## YOUR TASK
Among the lines below, list those containing the string "this".

Extracted data entries:
---

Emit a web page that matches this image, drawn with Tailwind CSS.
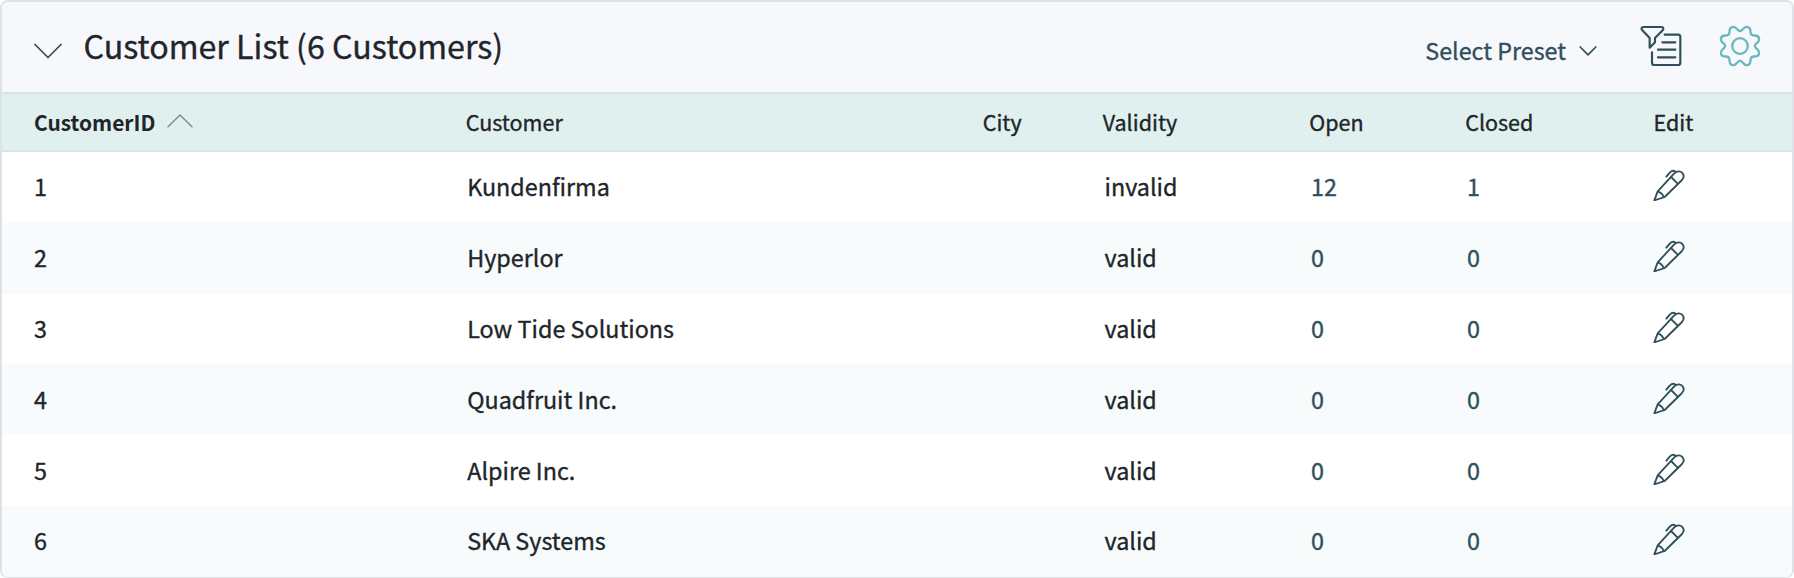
<!DOCTYPE html>
<html lang="en">
<head>
<meta charset="utf-8">
<title>Customer List</title>
<script src="https://cdn.jsdelivr.net/npm/@tailwindcss/browser@4"></script>
</head>
<body class="bg-white font-['Noto_Sans_CJK_SC','Noto_Sans',sans-serif] text-[#212529] [-webkit-text-stroke:0.35px_currentColor]">
<svg class="hidden">
  <symbol id="pencil" viewBox="42 27 96 96">
    <g fill="none" stroke="#2f4f5b" stroke-width="5.5" stroke-linecap="round" stroke-linejoin="round">
      <path d="M46 121 L56 94 L105 41 C113 32 124 33 129 38 C135 44 135 53 129 60 L77 111 Z"/>
      <path d="M57 95 C65 97 71 103 74 111"/>
      <path d="M96 51 L116 71"/>
      <path d="M82 50 L93 37 C99 31 106 31 111 36"/>
    </g>
  </symbol>
</svg>
<main class="flex h-[578px] w-[1794px] flex-col overflow-hidden rounded-lg border-2 border-b border-[#dee2e6] bg-white">
  <header class="flex h-[92px] shrink-0 items-center border-b-2 border-[#dee2e6] bg-[#f7f8fc] pl-8 pr-[31px]">
    <svg class="mt-[7px] h-4 w-7 shrink-0" viewBox="0 0 28 16" fill="none" stroke="#2f4f5b" stroke-width="1.7" stroke-linecap="round" stroke-linejoin="round"><path d="M1 1.5 L14 14.5 L27 1.5"/></svg>
    <h1 class="ml-[21.5px] whitespace-nowrap pb-[5px] text-[32.2px] leading-[48px]">Customer List (6 Customers)</h1>
    <div class="ml-auto flex items-center text-[#2f4f5b]">
      <span class="whitespace-nowrap pt-[6px] text-[23.3px] leading-8">Select Preset</span>
      <svg class="ml-[13px] mt-[8px] h-[10px] w-[18px]" viewBox="0 0 18 10" fill="none" stroke="#2f4f5b" stroke-width="1.7" stroke-linecap="round" stroke-linejoin="round"><path d="M1.2 1 L9 8.8 L16.8 1"/></svg>
      <svg class="mb-px ml-[41px] size-12" viewBox="24 24 144 144" fill="none" stroke="#2f4f5b" stroke-width="6.5" stroke-linecap="round" stroke-linejoin="round">
        <path d="M40 36 H95 C101 36 101 42 98 46 L75 69 V82 L59 98 V69 L37 46 C33 42 34 36 40 36 Z"/>
        <path d="M104 59 H144 Q151 59 151 66 V143 Q151 150 144 150 H73 Q66 150 66 143 V112"/>
        <path d="M97 82 H136 M84 104 H136 M84 127 H136"/>
      </svg>
      <svg class="mb-[2px] ml-[33px] size-[42px]" viewBox="-62 -62 124 124" fill="none" stroke="#69b8c0" stroke-width="6.8" stroke-linecap="round">
        <circle r="23"/>
        <path d="M0 -44 C8 -44 9 -56.5 20 -56.5 C29 -56.5 31 -50 31 -42 C31 -34 34 -31 42 -31 C50 -31 56.5 -29 56.5 -20 C56.5 -9 44 -8 44 0"/>
        <path transform="rotate(90)" d="M0 -44 C8 -44 9 -56.5 20 -56.5 C29 -56.5 31 -50 31 -42 C31 -34 34 -31 42 -31 C50 -31 56.5 -29 56.5 -20 C56.5 -9 44 -8 44 0"/>
        <path transform="rotate(180)" d="M0 -44 C8 -44 9 -56.5 20 -56.5 C29 -56.5 31 -50 31 -42 C31 -34 34 -31 42 -31 C50 -31 56.5 -29 56.5 -20 C56.5 -9 44 -8 44 0"/>
        <path transform="rotate(270)" d="M0 -44 C8 -44 9 -56.5 20 -56.5 C29 -56.5 31 -50 31 -42 C31 -34 34 -31 42 -31 C50 -31 56.5 -29 56.5 -20 C56.5 -9 44 -8 44 0"/>
      </svg>
    </div>
  </header>
  <div class="grid h-[58px] shrink-0 grid-cols-[431.7px_517px_120px_206.5px_156px_188.3px_1fr] items-center border-b-2 border-[#dee2e6] bg-[#e0f0ef] pb-px pl-8 text-[21.5px] leading-8">
    <div class="flex items-center text-[20.9px] font-bold [-webkit-text-stroke:0]">CustomerID
      <svg class="mb-px ml-[12px] h-[14px] w-[26px]" viewBox="0 0 26 14" fill="none" stroke="#858b8c" stroke-width="1.5" stroke-linecap="round" stroke-linejoin="round"><path d="M1 12.8 L13 1 L25 12.8"/></svg>
    </div>
    <div>Customer</div><div>City</div><div>Validity</div><div>Open</div><div>Closed</div><div>Edit</div>
  </div>
  <div id="rows" class="text-[23.35px] leading-8"></div>
</main>
<script>
  const customers = [
    ['1', 'Kundenfirma', 'invalid', '12', '1'],
    ['2', 'Hyperlor', 'valid', '0', '0'],
    ['3', 'Low Tide Solutions', 'valid', '0', '0'],
    ['4', 'Quadfruit Inc.', 'valid', '0', '0'],
    ['5', 'Alpire Inc.', 'valid', '0', '0'],
    ['6', 'SKA Systems', 'valid', '0', '0'],
  ];
  document.getElementById('rows').innerHTML = customers.map(([id, name, validity, open, closed]) => `
    <div class="grid h-[70.8px] grid-cols-[433.2px_517.3px_120px_206.5px_156px_186.5px_1fr] items-center pb-[2px] pl-8 even:bg-[#f7fbfc]">
      <div>${id}</div><div>${name}</div><div></div><div>${validity}</div>
      <div class="text-[#2f4f5b]">${open}</div><div class="text-[#2f4f5b]">${closed}</div>
      <svg class="mb-[2px] size-8"><use href="#pencil"/></svg>
    </div>`).join('');
</script>
</body>
</html>
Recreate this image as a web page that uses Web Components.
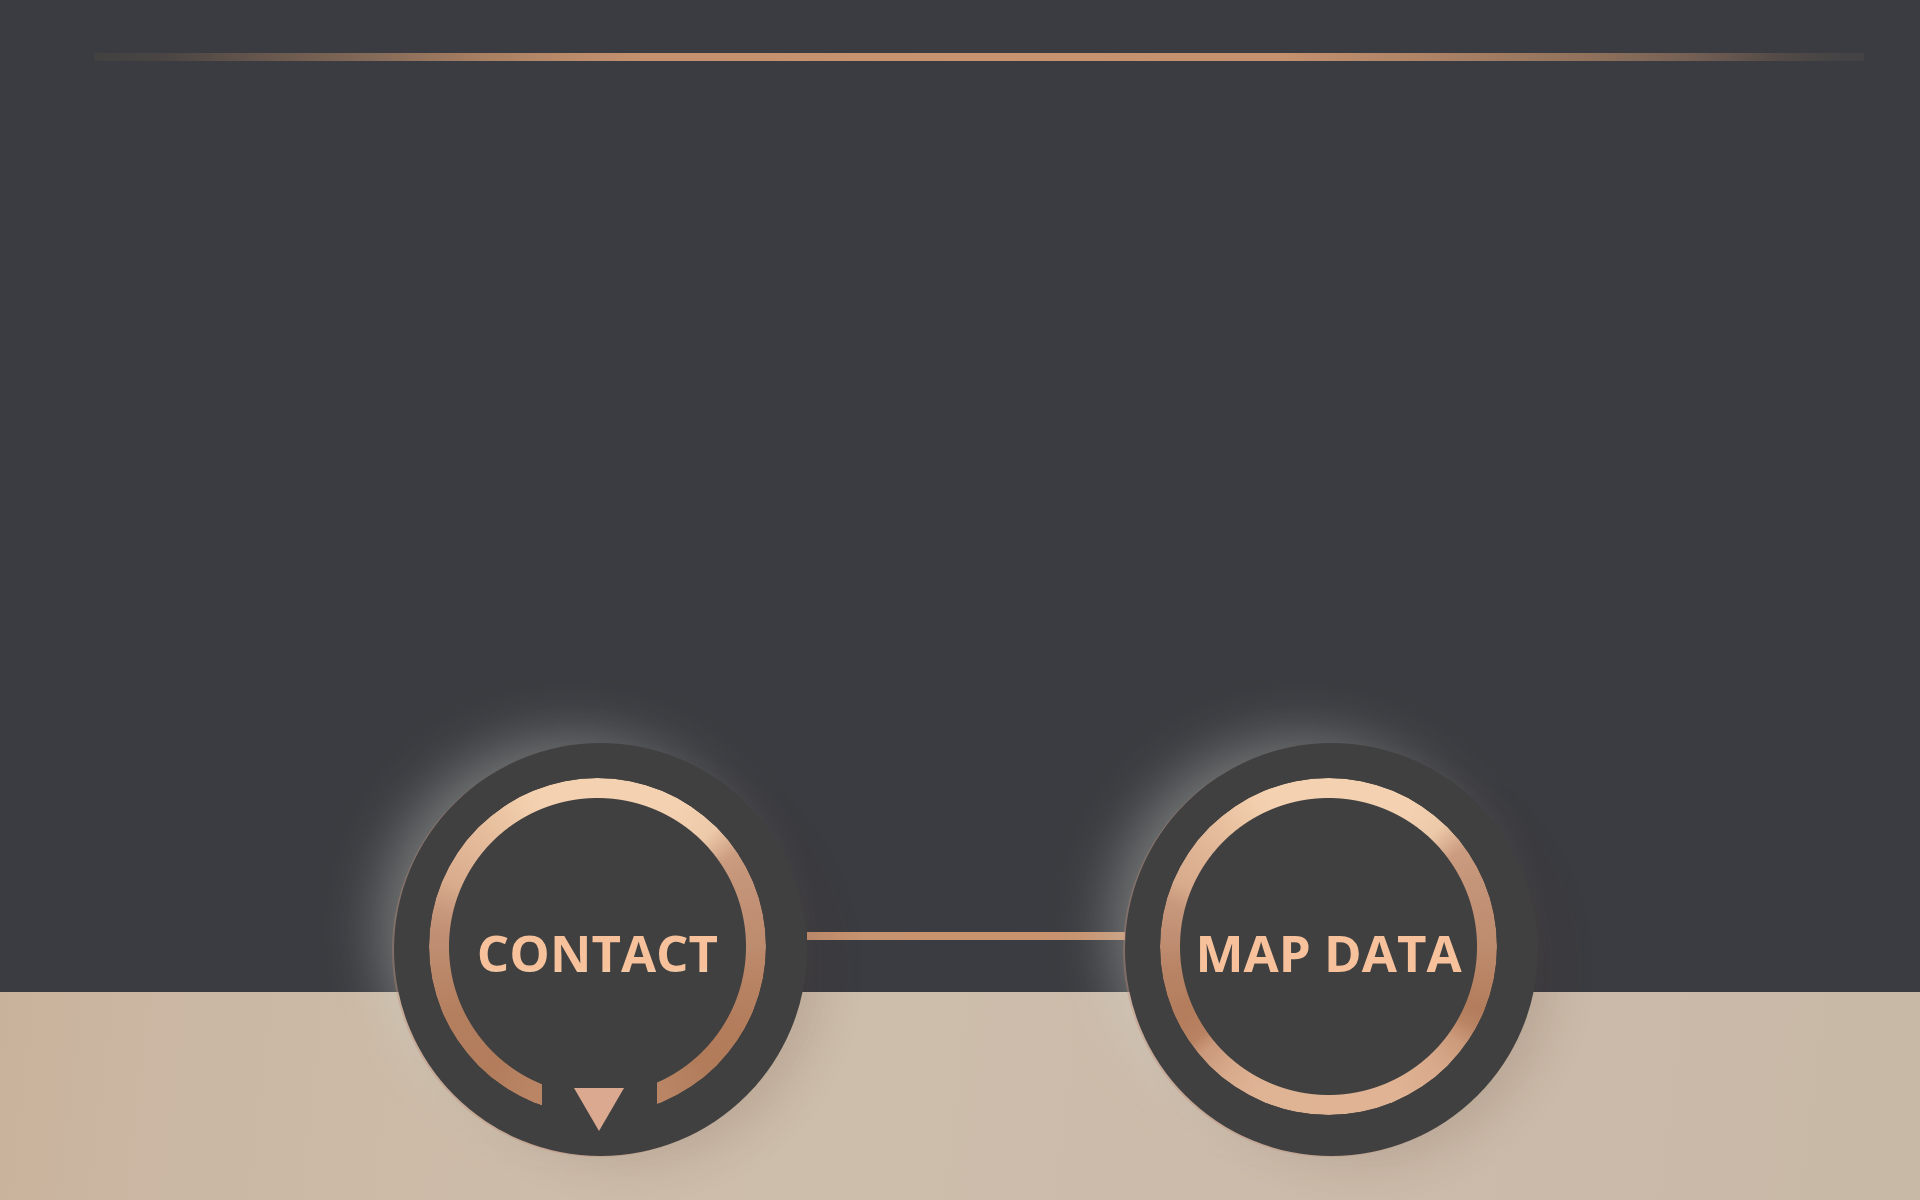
<!DOCTYPE html>
<html lang="en">
<head>
<meta charset="utf-8">
<meta name="viewport" content="width=device-width, initial-scale=1">
<title>Contact and map data</title>
<style>
  body { margin: 0; }
</style>
</head>
<body>
<page-stage>
  <copper-rule slot="rule"></copper-rule>
  <dial-nav slot="nav">
    <dial-button open>CONTACT</dial-button>
    <dial-link></dial-link>
    <dial-button>MAP DATA</dial-button>
  </dial-nav>
</page-stage>

<script>
  const define = (name, html) => {
    const template = document.createElement('template');
    template.innerHTML = html;
    customElements.define(name, class extends HTMLElement {
      constructor() {
        super();
        this.attachShadow({ mode: 'open' }).append(template.content.cloneNode(true));
      }
    });
  };

  define('page-stage', `
    <style>
      :host {
        display: grid;
        grid-template: minmax(0, 1fr) 208px / minmax(0, 1fr);
        min-height: 100vh;
        background: #3b3c41;
        font-family: "Open Sans", "Noto Sans", sans-serif;
        overflow: hidden;
      }
      header { grid-area: 1 / 1; padding: 53px 56px 0 94px; }
      .band {
        grid-area: 2 / 1;
        background: linear-gradient(97deg, #c9b29b 0%, #cab5a0 5%, #cbb9a5 15%, #cdbcaa 30%, #cdbdab 45%, #ccbbaa 60%, #cbbaa9 80%, #c8b8a6 100%);
      }
      main { grid-area: 1 / 1 / 3 / 2; align-self: end; padding: 0 0 44px 12px; }
    </style>
    <header><slot name="rule"></slot></header>
    <div class="band"></div>
    <main><slot name="nav"></slot></main>
  `);

  define('copper-rule', `
    <style>
      :host {
        display: block;
        height: 8px;
        background: linear-gradient(90deg, #424141 0%, #4a4543 4%, #6e5b50 11%, #856b59 16%, #a87f62 22%, #ba8b6a 27%, #c5916e 31%, #c8946f 50%, #c5916e 67%, #ab8165 76%, #8d705b 85%, #756055 90%, #544b47 95%, #464444 98%, #444343 100%);
      }
    </style>
  `);

  define('dial-nav', `
    <style>
      :host { display: block; }
      nav { display: flex; justify-content: center; align-items: flex-start; }
    </style>
    <nav><slot></slot></nav>
  `);

  define('dial-link', `
    <style>
      :host {
        display: block;
        width: 318px;
        height: 8px;
        margin-top: 189px;
        background: linear-gradient(90deg, #c49170, #c8946f 40%, #c7936f);
      }
    </style>
  `);

  define('dial-button', `
    <style>
      :host {
        display: block;
        position: relative;
        z-index: 1;
        flex: none;
        --ring: conic-gradient(#f4d2b1 0deg, #f4d2b1 30deg, #ecc9a8 43deg, #cc9c80 54deg, #c5957a 65deg, #bd8b6d 90deg, #b78262 105deg, #b37d5c 113deg, #b98464 119deg, #cb9a7b 126deg, #d8aa8b 138deg, #dfb393 155deg, #dfb495 205deg, #d9ab8d 218deg, #ca987a 230deg, #b98363 235deg, #b37d5c 245deg, #b98466 262deg, #c19074 275deg, #c8987d 285deg, #d7ab8b 293deg, #e0b596 308deg, #e8c19f 320deg, #f2cead 333deg, #f4d2b1 340deg);
      }
      :host([open]) {
        --ring: conic-gradient(#f4d2b1 0deg, #f4d2b1 30deg, #ecc9a8 45deg, #cc9c80 56deg, #c5957a 65deg, #bd8b6d 90deg, #b78262 105deg, #b37d5c 120deg, #b27c5b 138deg, #b98564 155deg, #b98564 205deg, #b37d5c 220deg, #b47f5f 245deg, #bb886a 262deg, #c19074 275deg, #c8987d 283deg, #d7ab8b 293deg, #e0b596 305deg, #e8c19f 320deg, #f2cead 333deg, #f4d2b1 340deg);
      }
      button {
        display: grid;
        grid-template: 413px / 413px;
        padding: 0;
        border: 0;
        border-radius: 50%;
        background: #404040;
        box-shadow:
          -2px 1px 0 0 rgba(190, 135, 115, .35),
          28px 20px 48px -16px rgba(80, 50, 35, .15),
          -30px -20px 60px -18px rgba(215, 220, 210, .4);
        font: bold 51px/70px "Open Sans", "Noto Sans", sans-serif;
        cursor: pointer;
      }
      .ring, .label, .notch { grid-area: 1 / 1; }
      .ring {
        width: 337px;
        height: 337px;
        margin: 35px 0 0 35px;
        border-radius: 50%;
        background: var(--ring);
        -webkit-mask: radial-gradient(closest-side, transparent 148px, #000 149px);
        mask: radial-gradient(closest-side, transparent 148px, #000 149px);
      }
      .label {
        place-self: center;
        padding: 4px 6px 0 0;
        color: #f6c19b;
        white-space: nowrap;
      }
      :host([open]) .label {
        color: transparent;
        background: linear-gradient(#f6c19b 74%, #f3cfae 82%);
        -webkit-background-clip: text;
        background-clip: text;
      }
      .notch {
        display: none;
        place-self: end center;
        width: 115px;
        height: 84px;
        margin-right: 2px;
        background: #404040;
        clip-path: inset(0 0 20px 0);
      }
      :host([open]) .notch { display: block; }
      svg { display: block; margin: 16px 0 0 32px; }
    </style>
    <button type="button">
      <span class="ring"></span>
      <span class="notch"><svg width="50" height="43" viewBox="0 0 50 43" aria-hidden="true"><path d="M0 0H50L25 43Z" fill="#dba98f"/></svg></span>
      <span class="label"><slot></slot></span>
    </button>
  `);
</script>
</body>
</html>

---

## FULL RESPONSE
Emit a web page that matches this image, drawn with Tailwind CSS.
Recreate this image as a web page that uses Web Components.
        this.attachShadow({ mode: 'open' }).append(template.content.cloneNode(true));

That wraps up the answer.